● **PROMPT**
Return the number of lines in which the word "styled" appears; add nothing else.

● **MATERIAL**
— start —

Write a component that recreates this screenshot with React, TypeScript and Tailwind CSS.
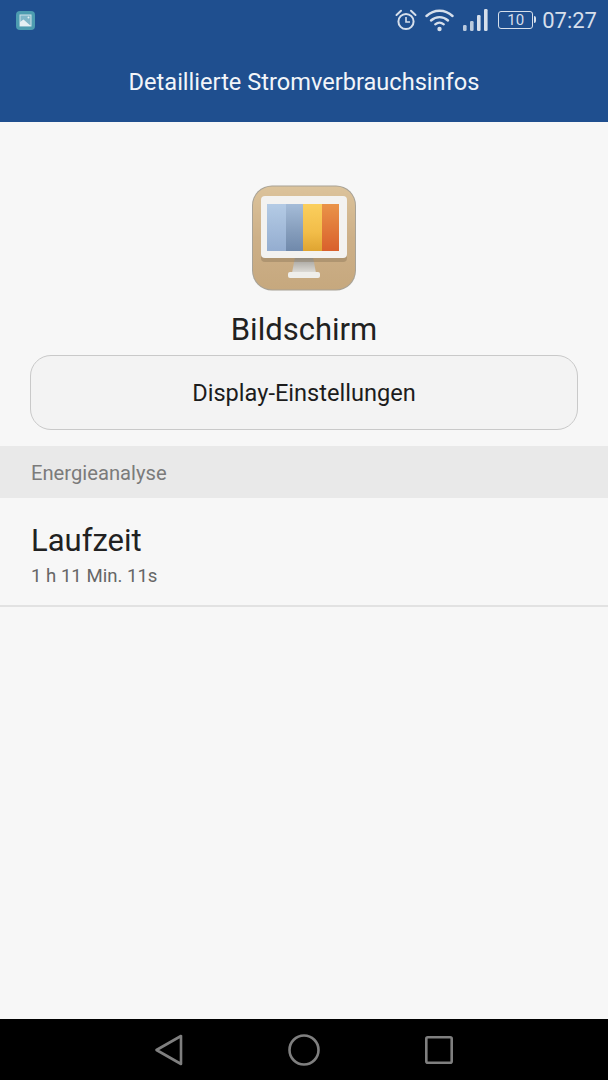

— end —
— start —

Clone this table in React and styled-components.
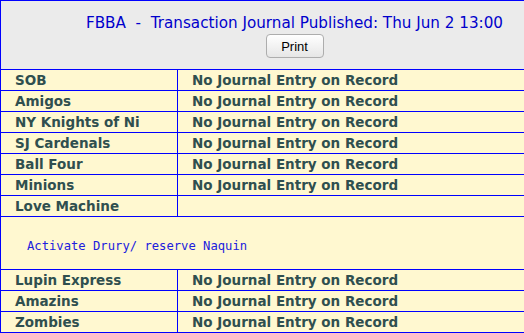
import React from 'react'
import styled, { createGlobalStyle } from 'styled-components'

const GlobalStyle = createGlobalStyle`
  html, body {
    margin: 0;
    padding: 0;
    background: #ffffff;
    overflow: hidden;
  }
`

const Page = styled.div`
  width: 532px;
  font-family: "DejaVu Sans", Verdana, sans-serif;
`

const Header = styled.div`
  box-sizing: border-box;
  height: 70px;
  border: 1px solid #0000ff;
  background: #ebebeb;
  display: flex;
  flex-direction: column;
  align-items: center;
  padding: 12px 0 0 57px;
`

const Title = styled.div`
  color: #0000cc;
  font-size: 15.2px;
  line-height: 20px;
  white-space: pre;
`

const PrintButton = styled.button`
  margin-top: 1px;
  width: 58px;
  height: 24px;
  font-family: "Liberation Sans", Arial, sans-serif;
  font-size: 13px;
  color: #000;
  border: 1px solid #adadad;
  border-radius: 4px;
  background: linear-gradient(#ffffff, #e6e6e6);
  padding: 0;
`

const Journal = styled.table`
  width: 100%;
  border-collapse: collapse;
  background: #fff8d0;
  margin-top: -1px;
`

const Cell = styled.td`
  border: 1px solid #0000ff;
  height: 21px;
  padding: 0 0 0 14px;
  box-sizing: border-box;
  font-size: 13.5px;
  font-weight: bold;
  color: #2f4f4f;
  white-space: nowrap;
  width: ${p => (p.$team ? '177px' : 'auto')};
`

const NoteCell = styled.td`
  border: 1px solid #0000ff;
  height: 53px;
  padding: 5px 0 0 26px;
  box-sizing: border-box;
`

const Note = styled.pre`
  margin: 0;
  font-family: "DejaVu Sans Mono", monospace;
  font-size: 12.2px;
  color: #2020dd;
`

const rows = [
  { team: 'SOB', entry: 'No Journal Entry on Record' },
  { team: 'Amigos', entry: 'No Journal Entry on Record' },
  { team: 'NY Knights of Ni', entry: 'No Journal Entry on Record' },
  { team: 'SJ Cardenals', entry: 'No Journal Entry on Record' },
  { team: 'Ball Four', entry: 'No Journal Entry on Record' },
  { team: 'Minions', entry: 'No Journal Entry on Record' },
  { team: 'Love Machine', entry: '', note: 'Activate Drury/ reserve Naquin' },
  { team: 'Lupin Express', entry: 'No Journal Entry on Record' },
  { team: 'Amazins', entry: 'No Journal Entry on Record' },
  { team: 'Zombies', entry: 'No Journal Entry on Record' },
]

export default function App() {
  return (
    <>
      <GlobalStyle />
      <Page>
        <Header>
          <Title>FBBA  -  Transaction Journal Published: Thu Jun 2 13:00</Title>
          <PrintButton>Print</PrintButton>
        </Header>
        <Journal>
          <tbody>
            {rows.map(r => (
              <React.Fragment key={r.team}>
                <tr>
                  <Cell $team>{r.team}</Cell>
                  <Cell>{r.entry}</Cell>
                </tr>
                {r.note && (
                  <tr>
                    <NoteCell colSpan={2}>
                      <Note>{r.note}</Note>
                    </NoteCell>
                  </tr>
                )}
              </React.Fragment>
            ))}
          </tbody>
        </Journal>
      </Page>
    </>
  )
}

— end —

● **ANSWER TO THE PROBLEM**
10